• **INPUT MATERIAL**
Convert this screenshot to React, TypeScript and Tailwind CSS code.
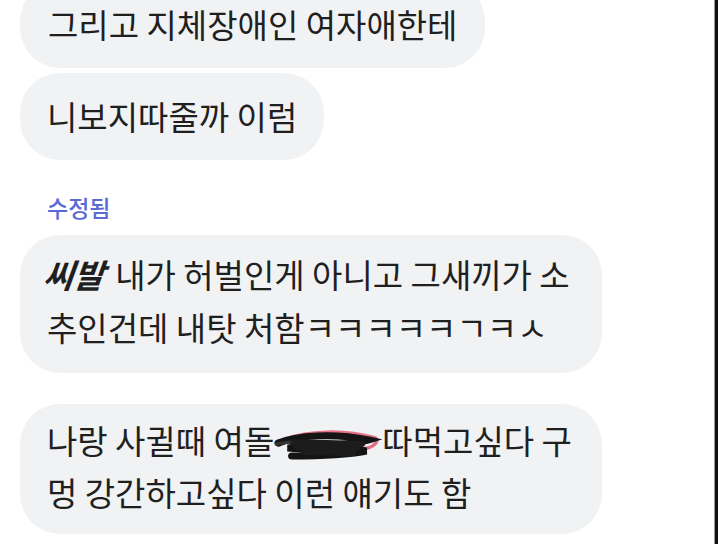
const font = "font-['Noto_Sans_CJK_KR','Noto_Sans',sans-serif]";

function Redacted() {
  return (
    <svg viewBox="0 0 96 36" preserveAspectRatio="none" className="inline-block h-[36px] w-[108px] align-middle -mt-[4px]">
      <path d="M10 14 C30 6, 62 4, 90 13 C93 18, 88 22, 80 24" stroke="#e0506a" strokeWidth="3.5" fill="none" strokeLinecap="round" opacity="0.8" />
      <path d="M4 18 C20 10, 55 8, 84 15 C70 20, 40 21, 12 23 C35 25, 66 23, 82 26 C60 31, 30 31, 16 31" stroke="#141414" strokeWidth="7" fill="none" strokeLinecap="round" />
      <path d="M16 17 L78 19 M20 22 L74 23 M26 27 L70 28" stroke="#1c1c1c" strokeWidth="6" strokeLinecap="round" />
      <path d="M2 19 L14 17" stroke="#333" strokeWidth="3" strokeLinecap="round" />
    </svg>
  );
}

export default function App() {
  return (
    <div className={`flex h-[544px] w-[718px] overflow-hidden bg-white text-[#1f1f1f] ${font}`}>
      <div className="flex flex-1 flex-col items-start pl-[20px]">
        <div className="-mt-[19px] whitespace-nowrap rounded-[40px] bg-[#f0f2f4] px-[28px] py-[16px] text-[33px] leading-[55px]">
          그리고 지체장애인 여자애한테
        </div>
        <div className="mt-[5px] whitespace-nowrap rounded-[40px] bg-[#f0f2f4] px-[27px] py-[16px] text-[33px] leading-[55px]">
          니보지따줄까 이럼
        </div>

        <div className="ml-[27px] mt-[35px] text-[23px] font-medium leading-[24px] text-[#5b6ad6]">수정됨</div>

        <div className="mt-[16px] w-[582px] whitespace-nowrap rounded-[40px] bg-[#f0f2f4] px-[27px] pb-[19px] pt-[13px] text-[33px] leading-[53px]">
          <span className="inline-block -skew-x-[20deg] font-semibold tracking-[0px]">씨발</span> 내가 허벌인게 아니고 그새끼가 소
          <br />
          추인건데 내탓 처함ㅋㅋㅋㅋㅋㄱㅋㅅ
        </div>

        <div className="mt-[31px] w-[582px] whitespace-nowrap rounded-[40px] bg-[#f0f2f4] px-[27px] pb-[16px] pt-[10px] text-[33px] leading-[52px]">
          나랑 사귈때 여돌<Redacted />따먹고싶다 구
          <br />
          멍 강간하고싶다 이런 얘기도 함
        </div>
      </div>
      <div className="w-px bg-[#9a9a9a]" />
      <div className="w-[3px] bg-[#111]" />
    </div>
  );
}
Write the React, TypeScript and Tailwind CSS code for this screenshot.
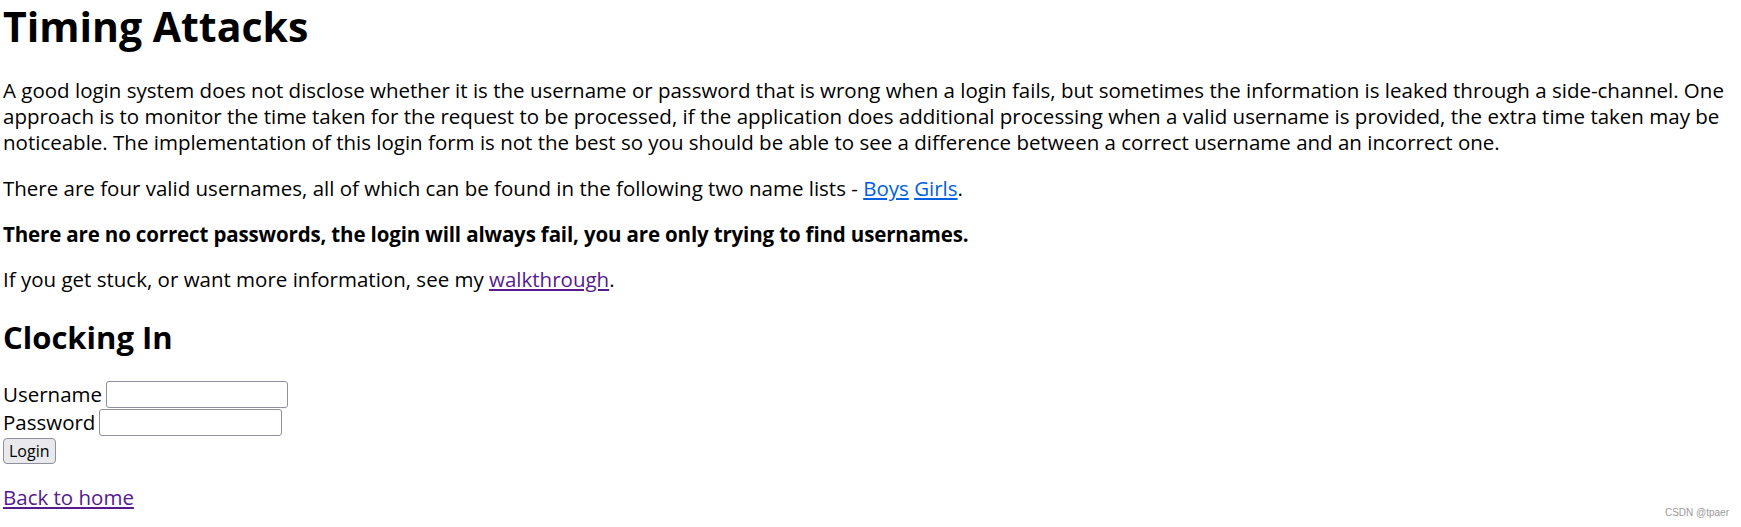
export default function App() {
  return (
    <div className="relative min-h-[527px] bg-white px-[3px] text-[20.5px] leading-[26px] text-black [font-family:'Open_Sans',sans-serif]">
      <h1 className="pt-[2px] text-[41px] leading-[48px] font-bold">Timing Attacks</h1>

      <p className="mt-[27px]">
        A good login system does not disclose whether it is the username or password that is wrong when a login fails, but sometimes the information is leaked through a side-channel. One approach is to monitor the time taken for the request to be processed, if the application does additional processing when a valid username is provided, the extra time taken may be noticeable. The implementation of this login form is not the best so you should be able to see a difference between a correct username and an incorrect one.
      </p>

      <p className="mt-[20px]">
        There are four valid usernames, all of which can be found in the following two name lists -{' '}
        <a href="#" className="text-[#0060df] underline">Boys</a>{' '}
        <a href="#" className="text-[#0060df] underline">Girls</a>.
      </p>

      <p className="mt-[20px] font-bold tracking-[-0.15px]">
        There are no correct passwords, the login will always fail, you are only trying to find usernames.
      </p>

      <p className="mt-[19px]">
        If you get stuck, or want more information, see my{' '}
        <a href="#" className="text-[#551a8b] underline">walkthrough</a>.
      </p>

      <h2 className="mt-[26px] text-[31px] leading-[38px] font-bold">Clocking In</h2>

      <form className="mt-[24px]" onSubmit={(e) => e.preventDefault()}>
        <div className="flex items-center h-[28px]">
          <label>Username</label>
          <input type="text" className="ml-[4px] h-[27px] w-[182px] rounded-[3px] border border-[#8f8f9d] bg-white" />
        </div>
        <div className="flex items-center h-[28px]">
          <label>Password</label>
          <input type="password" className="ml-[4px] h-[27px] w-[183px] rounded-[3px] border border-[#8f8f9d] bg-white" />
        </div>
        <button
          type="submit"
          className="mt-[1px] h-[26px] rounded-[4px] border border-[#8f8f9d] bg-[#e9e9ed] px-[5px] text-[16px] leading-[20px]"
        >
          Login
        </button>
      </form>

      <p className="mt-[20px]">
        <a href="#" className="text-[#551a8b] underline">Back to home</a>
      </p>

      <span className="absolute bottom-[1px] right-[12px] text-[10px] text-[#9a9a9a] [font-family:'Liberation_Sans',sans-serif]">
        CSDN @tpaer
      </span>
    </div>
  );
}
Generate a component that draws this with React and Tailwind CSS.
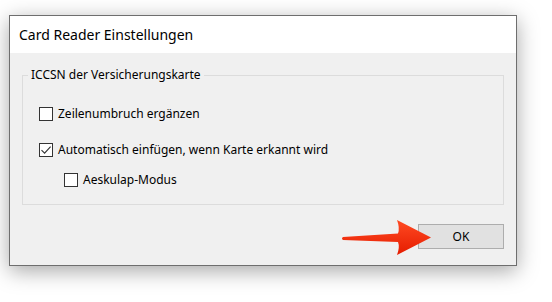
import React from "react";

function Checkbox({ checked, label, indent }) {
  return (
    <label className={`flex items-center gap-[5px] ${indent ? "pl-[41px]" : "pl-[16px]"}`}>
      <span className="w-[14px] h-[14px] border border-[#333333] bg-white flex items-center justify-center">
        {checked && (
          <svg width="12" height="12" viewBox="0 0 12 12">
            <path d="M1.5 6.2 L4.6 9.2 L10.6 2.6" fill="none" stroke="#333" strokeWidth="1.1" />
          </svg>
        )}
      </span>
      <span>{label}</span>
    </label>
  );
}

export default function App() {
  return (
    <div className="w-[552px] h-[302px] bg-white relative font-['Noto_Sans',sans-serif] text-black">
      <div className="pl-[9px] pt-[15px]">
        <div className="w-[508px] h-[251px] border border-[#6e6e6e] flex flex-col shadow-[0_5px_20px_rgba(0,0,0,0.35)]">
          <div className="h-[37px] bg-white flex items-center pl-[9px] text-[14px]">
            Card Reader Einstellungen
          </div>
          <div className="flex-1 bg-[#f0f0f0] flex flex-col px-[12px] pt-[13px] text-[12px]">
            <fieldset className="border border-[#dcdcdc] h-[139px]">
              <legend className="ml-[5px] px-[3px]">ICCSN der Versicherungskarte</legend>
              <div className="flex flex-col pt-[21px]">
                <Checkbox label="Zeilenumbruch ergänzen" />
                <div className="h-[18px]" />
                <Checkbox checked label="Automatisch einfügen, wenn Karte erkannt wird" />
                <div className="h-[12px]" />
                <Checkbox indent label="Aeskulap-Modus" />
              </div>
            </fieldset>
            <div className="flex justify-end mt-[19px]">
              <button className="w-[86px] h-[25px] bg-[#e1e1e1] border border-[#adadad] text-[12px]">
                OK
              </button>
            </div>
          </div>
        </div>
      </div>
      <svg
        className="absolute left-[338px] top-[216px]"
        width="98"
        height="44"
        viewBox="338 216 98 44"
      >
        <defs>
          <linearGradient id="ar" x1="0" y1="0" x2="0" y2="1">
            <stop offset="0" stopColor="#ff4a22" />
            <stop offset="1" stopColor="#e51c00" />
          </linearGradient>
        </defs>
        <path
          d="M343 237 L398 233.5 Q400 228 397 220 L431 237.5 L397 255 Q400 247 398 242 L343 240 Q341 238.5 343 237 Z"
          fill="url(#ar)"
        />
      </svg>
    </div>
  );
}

• **PROBLEM DESCRIPTION**
Output the records above exactly; leave out the pictures.

• **EXERCISE OUTPUT**
Convert this screenshot to React, TypeScript and Tailwind CSS code.
const font = "font-['Noto_Sans_CJK_KR','Noto_Sans',sans-serif]";

function Redacted() {
  return (
    <svg viewBox="0 0 96 36" preserveAspectRatio="none" className="inline-block h-[36px] w-[108px] align-middle -mt-[4px]">
      <path d="M10 14 C30 6, 62 4, 90 13 C93 18, 88 22, 80 24" stroke="#e0506a" strokeWidth="3.5" fill="none" strokeLinecap="round" opacity="0.8" />
      <path d="M4 18 C20 10, 55 8, 84 15 C70 20, 40 21, 12 23 C35 25, 66 23, 82 26 C60 31, 30 31, 16 31" stroke="#141414" strokeWidth="7" fill="none" strokeLinecap="round" />
      <path d="M16 17 L78 19 M20 22 L74 23 M26 27 L70 28" stroke="#1c1c1c" strokeWidth="6" strokeLinecap="round" />
      <path d="M2 19 L14 17" stroke="#333" strokeWidth="3" strokeLinecap="round" />
    </svg>
  );
}

export default function App() {
  return (
    <div className={`flex h-[544px] w-[718px] overflow-hidden bg-white text-[#1f1f1f] ${font}`}>
      <div className="flex flex-1 flex-col items-start pl-[20px]">
        <div className="-mt-[19px] whitespace-nowrap rounded-[40px] bg-[#f0f2f4] px-[28px] py-[16px] text-[33px] leading-[55px]">
          그리고 지체장애인 여자애한테
        </div>
        <div className="mt-[5px] whitespace-nowrap rounded-[40px] bg-[#f0f2f4] px-[27px] py-[16px] text-[33px] leading-[55px]">
          니보지따줄까 이럼
        </div>

        <div className="ml-[27px] mt-[35px] text-[23px] font-medium leading-[24px] text-[#5b6ad6]">수정됨</div>

        <div className="mt-[16px] w-[582px] whitespace-nowrap rounded-[40px] bg-[#f0f2f4] px-[27px] pb-[19px] pt-[13px] text-[33px] leading-[53px]">
          <span className="inline-block -skew-x-[20deg] font-semibold tracking-[0px]">씨발</span> 내가 허벌인게 아니고 그새끼가 소
          <br />
          추인건데 내탓 처함ㅋㅋㅋㅋㅋㄱㅋㅅ
        </div>

        <div className="mt-[31px] w-[582px] whitespace-nowrap rounded-[40px] bg-[#f0f2f4] px-[27px] pb-[16px] pt-[10px] text-[33px] leading-[52px]">
          나랑 사귈때 여돌<Redacted />따먹고싶다 구
          <br />
          멍 강간하고싶다 이런 얘기도 함
        </div>
      </div>
      <div className="w-px bg-[#9a9a9a]" />
      <div className="w-[3px] bg-[#111]" />
    </div>
  );
}
Write the React, TypeScript and Tailwind CSS code for this screenshot.
export default function App() {
  return (
    <div className="relative min-h-[527px] bg-white px-[3px] text-[20.5px] leading-[26px] text-black [font-family:'Open_Sans',sans-serif]">
      <h1 className="pt-[2px] text-[41px] leading-[48px] font-bold">Timing Attacks</h1>

      <p className="mt-[27px]">
        A good login system does not disclose whether it is the username or password that is wrong when a login fails, but sometimes the information is leaked through a side-channel. One approach is to monitor the time taken for the request to be processed, if the application does additional processing when a valid username is provided, the extra time taken may be noticeable. The implementation of this login form is not the best so you should be able to see a difference between a correct username and an incorrect one.
      </p>

      <p className="mt-[20px]">
        There are four valid usernames, all of which can be found in the following two name lists -{' '}
        <a href="#" className="text-[#0060df] underline">Boys</a>{' '}
        <a href="#" className="text-[#0060df] underline">Girls</a>.
      </p>

      <p className="mt-[20px] font-bold tracking-[-0.15px]">
        There are no correct passwords, the login will always fail, you are only trying to find usernames.
      </p>

      <p className="mt-[19px]">
        If you get stuck, or want more information, see my{' '}
        <a href="#" className="text-[#551a8b] underline">walkthrough</a>.
      </p>

      <h2 className="mt-[26px] text-[31px] leading-[38px] font-bold">Clocking In</h2>

      <form className="mt-[24px]" onSubmit={(e) => e.preventDefault()}>
        <div className="flex items-center h-[28px]">
          <label>Username</label>
          <input type="text" className="ml-[4px] h-[27px] w-[182px] rounded-[3px] border border-[#8f8f9d] bg-white" />
        </div>
        <div className="flex items-center h-[28px]">
          <label>Password</label>
          <input type="password" className="ml-[4px] h-[27px] w-[183px] rounded-[3px] border border-[#8f8f9d] bg-white" />
        </div>
        <button
          type="submit"
          className="mt-[1px] h-[26px] rounded-[4px] border border-[#8f8f9d] bg-[#e9e9ed] px-[5px] text-[16px] leading-[20px]"
        >
          Login
        </button>
      </form>

      <p className="mt-[20px]">
        <a href="#" className="text-[#551a8b] underline">Back to home</a>
      </p>

      <span className="absolute bottom-[1px] right-[12px] text-[10px] text-[#9a9a9a] [font-family:'Liberation_Sans',sans-serif]">
        CSDN @tpaer
      </span>
    </div>
  );
}
Generate a component that draws this with React and Tailwind CSS.
import React from "react";

function Checkbox({ checked, label, indent }) {
  return (
    <label className={`flex items-center gap-[5px] ${indent ? "pl-[41px]" : "pl-[16px]"}`}>
      <span className="w-[14px] h-[14px] border border-[#333333] bg-white flex items-center justify-center">
        {checked && (
          <svg width="12" height="12" viewBox="0 0 12 12">
            <path d="M1.5 6.2 L4.6 9.2 L10.6 2.6" fill="none" stroke="#333" strokeWidth="1.1" />
          </svg>
        )}
      </span>
      <span>{label}</span>
    </label>
  );
}

export default function App() {
  return (
    <div className="w-[552px] h-[302px] bg-white relative font-['Noto_Sans',sans-serif] text-black">
      <div className="pl-[9px] pt-[15px]">
        <div className="w-[508px] h-[251px] border border-[#6e6e6e] flex flex-col shadow-[0_5px_20px_rgba(0,0,0,0.35)]">
          <div className="h-[37px] bg-white flex items-center pl-[9px] text-[14px]">
            Card Reader Einstellungen
          </div>
          <div className="flex-1 bg-[#f0f0f0] flex flex-col px-[12px] pt-[13px] text-[12px]">
            <fieldset className="border border-[#dcdcdc] h-[139px]">
              <legend className="ml-[5px] px-[3px]">ICCSN der Versicherungskarte</legend>
              <div className="flex flex-col pt-[21px]">
                <Checkbox label="Zeilenumbruch ergänzen" />
                <div className="h-[18px]" />
                <Checkbox checked label="Automatisch einfügen, wenn Karte erkannt wird" />
                <div className="h-[12px]" />
                <Checkbox indent label="Aeskulap-Modus" />
              </div>
            </fieldset>
            <div className="flex justify-end mt-[19px]">
              <button className="w-[86px] h-[25px] bg-[#e1e1e1] border border-[#adadad] text-[12px]">
                OK
              </button>
            </div>
          </div>
        </div>
      </div>
      <svg
        className="absolute left-[338px] top-[216px]"
        width="98"
        height="44"
        viewBox="338 216 98 44"
      >
        <defs>
          <linearGradient id="ar" x1="0" y1="0" x2="0" y2="1">
            <stop offset="0" stopColor="#ff4a22" />
            <stop offset="1" stopColor="#e51c00" />
          </linearGradient>
        </defs>
        <path
          d="M343 237 L398 233.5 Q400 228 397 220 L431 237.5 L397 255 Q400 247 398 242 L343 240 Q341 238.5 343 237 Z"
          fill="url(#ar)"
        />
      </svg>
    </div>
  );
}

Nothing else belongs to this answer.